Jamie Meltzer: Like I said before, one of the things that attracted me to Nollywood was that the independent filmmakers have achieved something that we have not. We don’t have an independent film industry that’s as vibrant as Nigeria’s. And Nigeria took digital video and got mileage out of it that no one expected. That was my approach, too. I took a low-cost video cameras and equipment and traveled with just two other people and made this film with a tiny crew in just two months. Then, of course, I planned on finishing it within six months after that and then really ramp up the entire finishing schedule. But it did take a long time. I started in 2004, but it didn’t play any festivals until 2007. So I shaved off a year of time compared to "Off The Charts," but I still think I need to do some shaving in terms of projects from conception to completion.

PM: Do you have another project in the pipeline?

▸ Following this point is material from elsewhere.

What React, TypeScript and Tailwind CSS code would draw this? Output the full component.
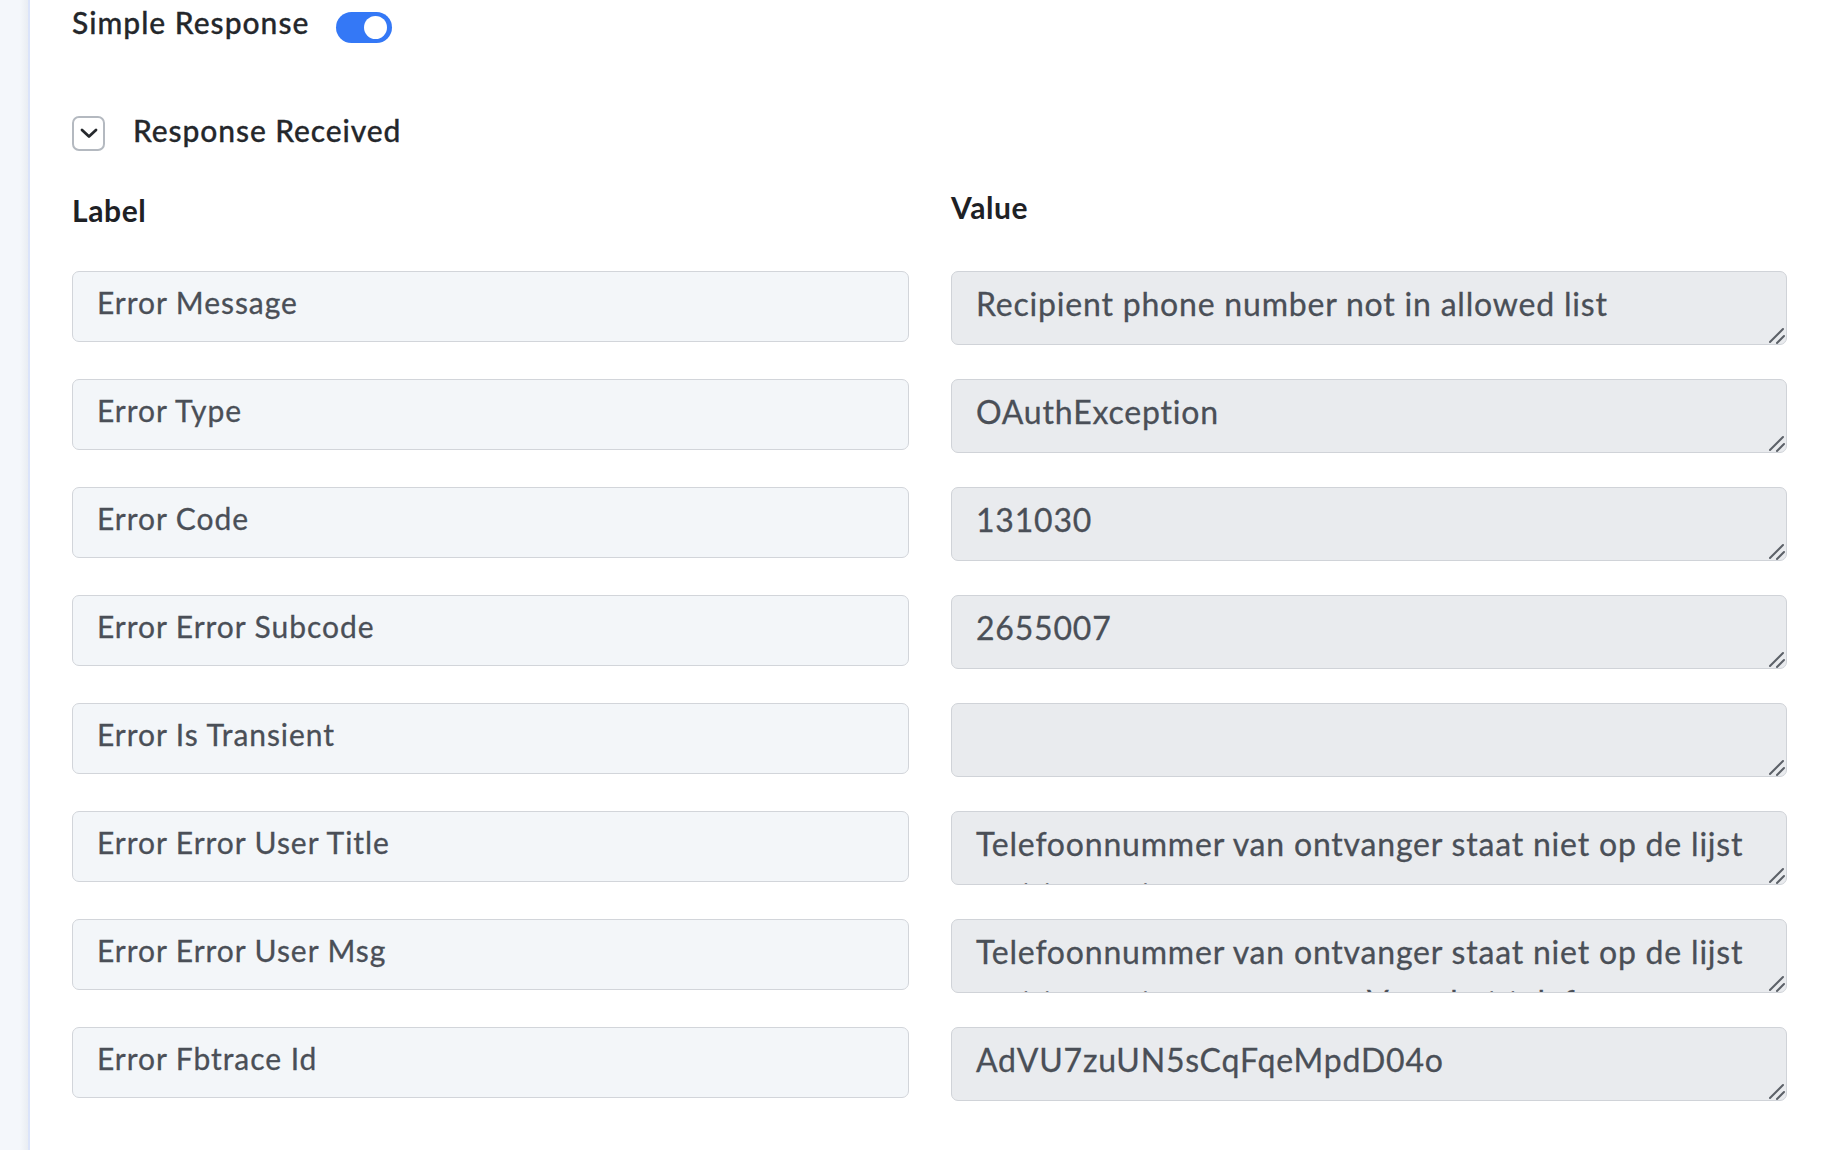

Jamie Meltzer: I’m finishing up a short documentary about a town in Mexico seven hours south of the US border that created a theme park that would attract people from all over Mexico to come out to this town and go on a simulated border crossing, where they would pretend to cross the border. They intend it as a way to raise awareness for what people go through crossing the border. It should be at festivals within the next year.

PM: How has Welcome to Nollywood been received? Has it increased interest in Nigerian films?

Jamie Meltzer: I don’t think it’s increased interest. The Nigerian industry is just so young. If you think about it, the time when the US industry was this young. I mean, you’re talking 1903 before DW Griffith; before the language or grammar of film had been established. You had one-shot wonders. Poorly edited films. Three-minute films.

The Nigerian industry is really in its infancy. It’s still defining itself. I think in the next ten years the industry will really land on its feet in terms of having a place our world of media. That’s what’s left to conquer. They conquered Africa. The next frontier is our landscape. And I think it’ll be a few years, but I think Nollywood films will play in festivals, theaters, and might eventually start winning Academy Awards.